En revanche, la Commission européenne n'a toujours pas donné son feu vert à la libéralisation des visas pour les séjours courts de citoyens turcs dans l'UE, estimant que les conditions n'étaient pas remplies. La législation antiterroriste turque, jugée liberticide, n'est pas acceptable aux yeux de Bruxelles.

 

Les passages terrestres

Le pacte migratoire prévoit également que la Turquie "prenne toutes les mesures nécessaires pour éviter que de nouvelles routes de migration irrégulière - maritimes ou terrestres - ne s'ouvrent au départ de son territoire en direction de l'UE, et coopérera avec les États voisins ainsi qu'avec l'UE à cet effet".

Selon la Commission européenne, les passages de la frontière terrestre ont été "faibles" depuis six mois: en moyenne huit par jour sur la frontière gréco-turque, et cinq par jour sur la frontière turco-bulgare.

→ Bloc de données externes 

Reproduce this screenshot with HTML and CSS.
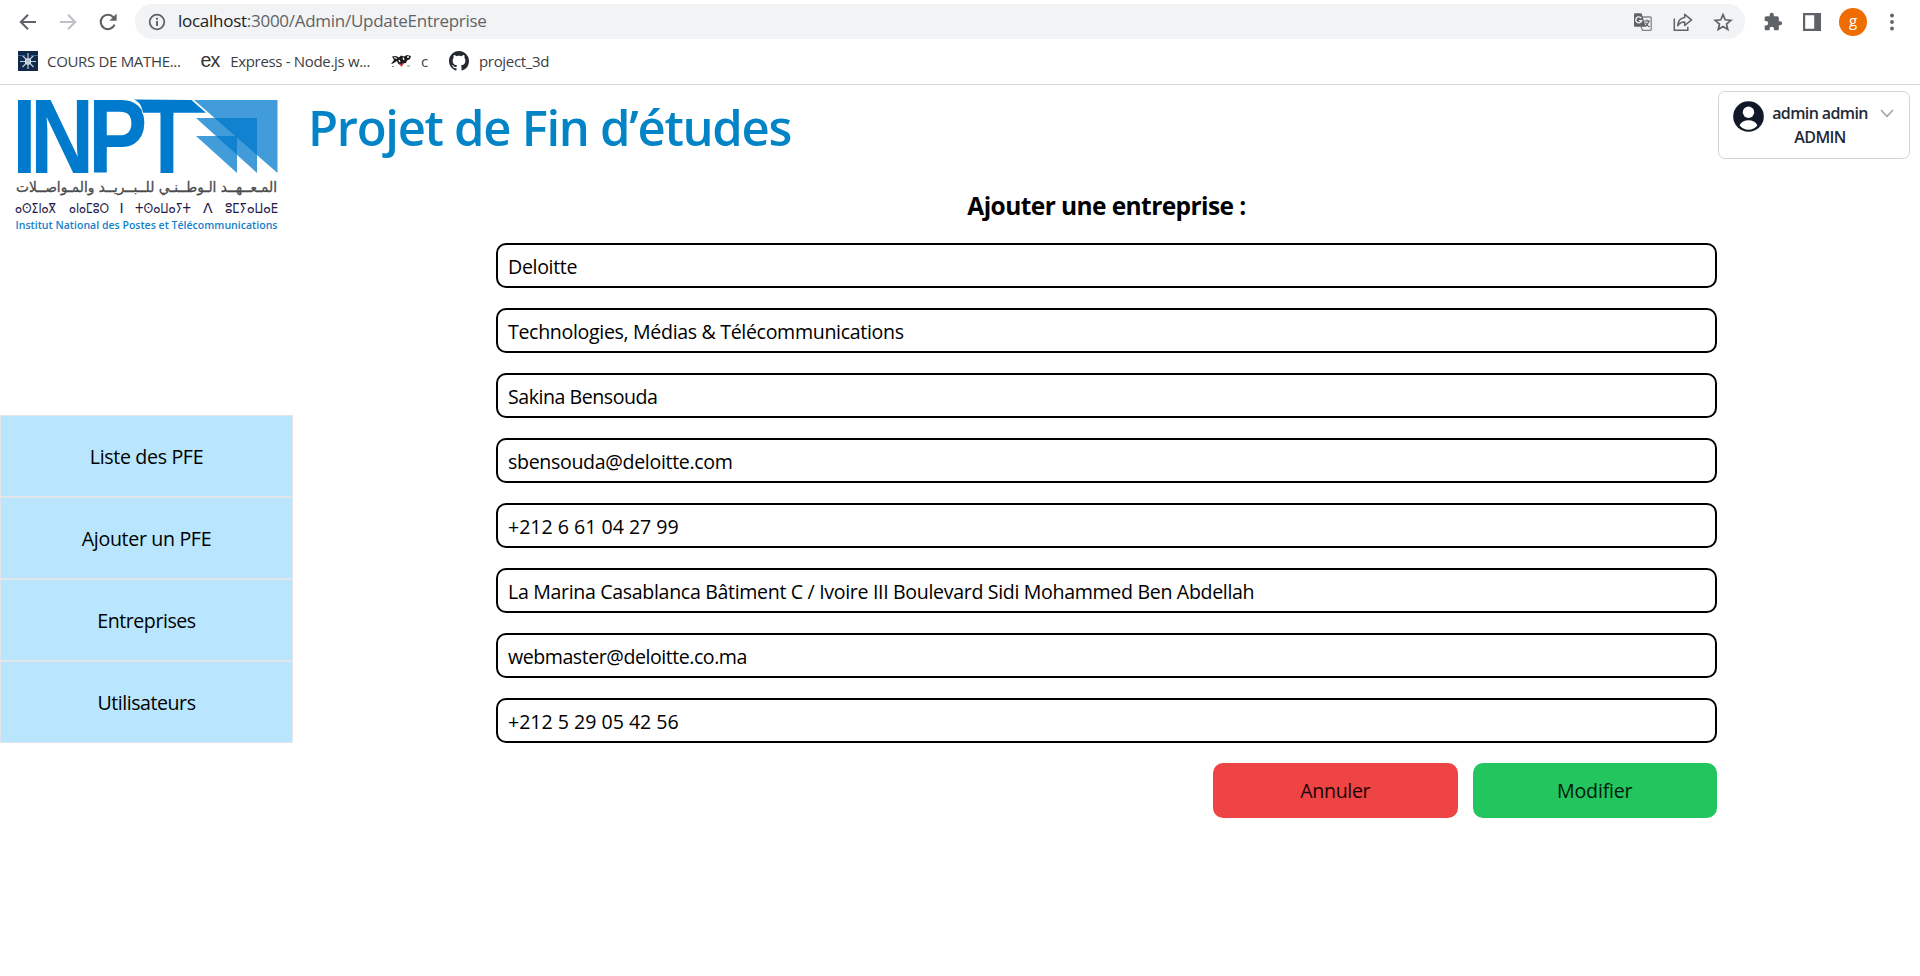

Des clôtures métalliques s'élèvent le long de chacune de ces frontières, sans les couvrir en totalité.

 

Menaces répétées

Au gré des différends avec Bruxelles, sur les visas, la liberté d'expression ou la purge engagée après le coup d’État avorté du 15 juillet 2016, les dirigeants turcs ont averti à plusieurs reprises qu'ils feraient capoter l'accord migratoire, mais sans mettre leurs menaces à exécution.

Très vite après la conclusion de l'accord, le président turc Recep Tayyip Erdogan avait menacé de le dénoncer s'il n'obtenait pas une libéralisation des visas --cruciale aux yeux de l'opinion publique turque désireuse de voyager plus facilement dans l'UE-- avant octobre 2016.

Cette date butoir a finalement été dépassée sans mesure de rétorsion particulière d'Ankara.